10.16. A solid cylinder and a hollow cylinder of the same mass and diameter, both initially at rest, roll down the same
inclined plane without slipping. (a) Which reaches the bottom first? (b) How do their kinetic energies at the bottom
compare?
10.17. A bowling ball rolling at 8 m/s begins to move up an inclined plane. What height does it reach?
10.18. A certain engine develops 40 hp at 1000 rev/min and 65 hp at 1600 rev/min. At which angular velocity does it
produce the greatest torque?
10.19. The alternator on a truck engine produces 350 W of electric power when it rotates at 4000 rev/min.
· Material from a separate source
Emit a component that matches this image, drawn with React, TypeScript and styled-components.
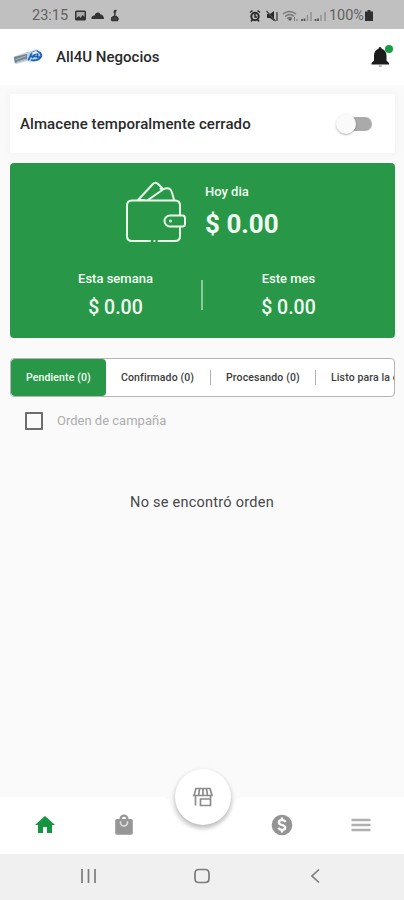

If it is 95 percent
efficient, what should the difference (in newtons) between the tensions in the tight and slack parts of its V-belt drive
be? The diameter of the alternator’s pulley is 10 cm.
10.20. The anchor windlass of a boat is required to pull a load of 400 lb at 2 ft/s. (a) How many horsepower are required?
(b) If the windlass drum is 8 in. in diameter, at how many revolutions per minute should it turn? (c) What torque is
developed by the drum?
10.21. A constant frictional torque of 200 N·m is applied to a turbine initially rotating at 120 rad/s, and it comes to a stop
in 80 s. What is the turbine’s moment of inertia?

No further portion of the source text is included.